JOB ▸ All of the lines below are to be printed again exactly; images are excluded from the output.

DATA PROVIDED ▸
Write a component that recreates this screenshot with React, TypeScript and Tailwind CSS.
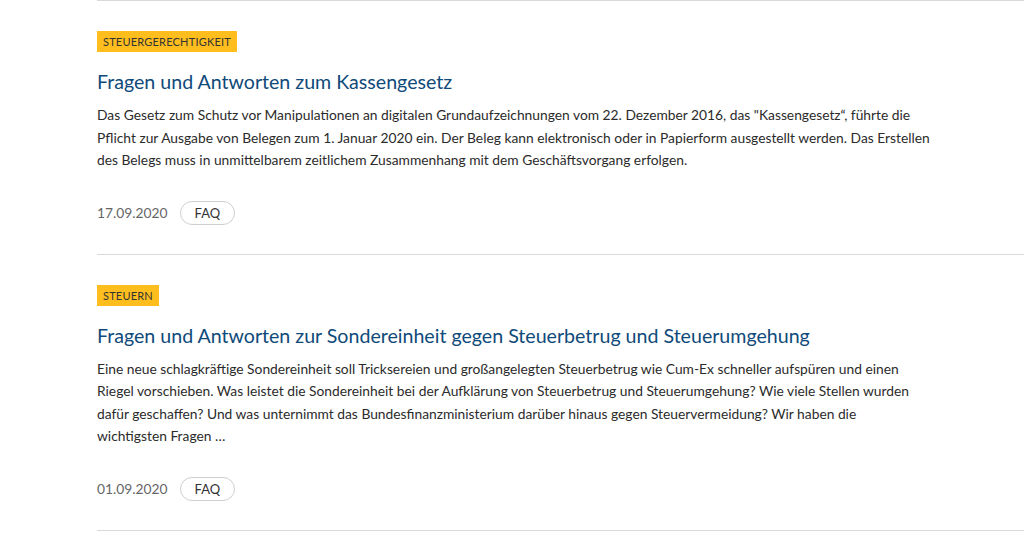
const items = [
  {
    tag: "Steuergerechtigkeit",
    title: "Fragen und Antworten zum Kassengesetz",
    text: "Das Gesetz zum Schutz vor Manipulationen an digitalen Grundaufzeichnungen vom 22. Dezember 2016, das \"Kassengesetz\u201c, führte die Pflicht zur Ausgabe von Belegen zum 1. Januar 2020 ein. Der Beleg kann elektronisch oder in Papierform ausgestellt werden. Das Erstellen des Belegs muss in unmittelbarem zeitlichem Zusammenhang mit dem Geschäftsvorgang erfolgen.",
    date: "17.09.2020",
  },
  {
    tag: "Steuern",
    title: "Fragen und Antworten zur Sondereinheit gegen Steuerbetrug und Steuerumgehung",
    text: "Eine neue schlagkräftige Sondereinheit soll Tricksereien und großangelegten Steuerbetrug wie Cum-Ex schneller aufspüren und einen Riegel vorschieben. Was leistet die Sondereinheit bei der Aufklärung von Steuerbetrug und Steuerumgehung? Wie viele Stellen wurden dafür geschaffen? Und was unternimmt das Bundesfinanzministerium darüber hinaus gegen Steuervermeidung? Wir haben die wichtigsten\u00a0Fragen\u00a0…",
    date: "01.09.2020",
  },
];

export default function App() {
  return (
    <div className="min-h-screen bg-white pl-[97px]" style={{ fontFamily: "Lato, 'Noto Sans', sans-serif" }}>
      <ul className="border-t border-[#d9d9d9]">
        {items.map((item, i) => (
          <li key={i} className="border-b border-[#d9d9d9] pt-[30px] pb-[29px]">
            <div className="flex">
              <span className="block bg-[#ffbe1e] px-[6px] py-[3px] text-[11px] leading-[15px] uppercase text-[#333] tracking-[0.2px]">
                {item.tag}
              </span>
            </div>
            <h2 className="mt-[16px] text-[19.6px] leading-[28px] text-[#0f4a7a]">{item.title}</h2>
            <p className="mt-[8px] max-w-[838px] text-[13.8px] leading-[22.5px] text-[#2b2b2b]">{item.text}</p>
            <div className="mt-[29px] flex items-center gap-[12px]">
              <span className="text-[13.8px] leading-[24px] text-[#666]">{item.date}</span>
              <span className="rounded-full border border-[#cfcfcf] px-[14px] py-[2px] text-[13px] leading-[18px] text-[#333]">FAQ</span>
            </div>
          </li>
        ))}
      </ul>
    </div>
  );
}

OUTPUT FOR THIS EXERCISE ▸
Write a component that recreates this screenshot with React, TypeScript and Tailwind CSS.
const items = [
  {
    tag: "Steuergerechtigkeit",
    title: "Fragen und Antworten zum Kassengesetz",
    text: "Das Gesetz zum Schutz vor Manipulationen an digitalen Grundaufzeichnungen vom 22. Dezember 2016, das \"Kassengesetz\u201c, führte die Pflicht zur Ausgabe von Belegen zum 1. Januar 2020 ein. Der Beleg kann elektronisch oder in Papierform ausgestellt werden. Das Erstellen des Belegs muss in unmittelbarem zeitlichem Zusammenhang mit dem Geschäftsvorgang erfolgen.",
    date: "17.09.2020",
  },
  {
    tag: "Steuern",
    title: "Fragen und Antworten zur Sondereinheit gegen Steuerbetrug und Steuerumgehung",
    text: "Eine neue schlagkräftige Sondereinheit soll Tricksereien und großangelegten Steuerbetrug wie Cum-Ex schneller aufspüren und einen Riegel vorschieben. Was leistet die Sondereinheit bei der Aufklärung von Steuerbetrug und Steuerumgehung? Wie viele Stellen wurden dafür geschaffen? Und was unternimmt das Bundesfinanzministerium darüber hinaus gegen Steuervermeidung? Wir haben die wichtigsten\u00a0Fragen\u00a0…",
    date: "01.09.2020",
  },
];

export default function App() {
  return (
    <div className="min-h-screen bg-white pl-[97px]" style={{ fontFamily: "Lato, 'Noto Sans', sans-serif" }}>
      <ul className="border-t border-[#d9d9d9]">
        {items.map((item, i) => (
          <li key={i} className="border-b border-[#d9d9d9] pt-[30px] pb-[29px]">
            <div className="flex">
              <span className="block bg-[#ffbe1e] px-[6px] py-[3px] text-[11px] leading-[15px] uppercase text-[#333] tracking-[0.2px]">
                {item.tag}
              </span>
            </div>
            <h2 className="mt-[16px] text-[19.6px] leading-[28px] text-[#0f4a7a]">{item.title}</h2>
            <p className="mt-[8px] max-w-[838px] text-[13.8px] leading-[22.5px] text-[#2b2b2b]">{item.text}</p>
            <div className="mt-[29px] flex items-center gap-[12px]">
              <span className="text-[13.8px] leading-[24px] text-[#666]">{item.date}</span>
              <span className="rounded-full border border-[#cfcfcf] px-[14px] py-[2px] text-[13px] leading-[18px] text-[#333]">FAQ</span>
            </div>
          </li>
        ))}
      </ul>
    </div>
  );
}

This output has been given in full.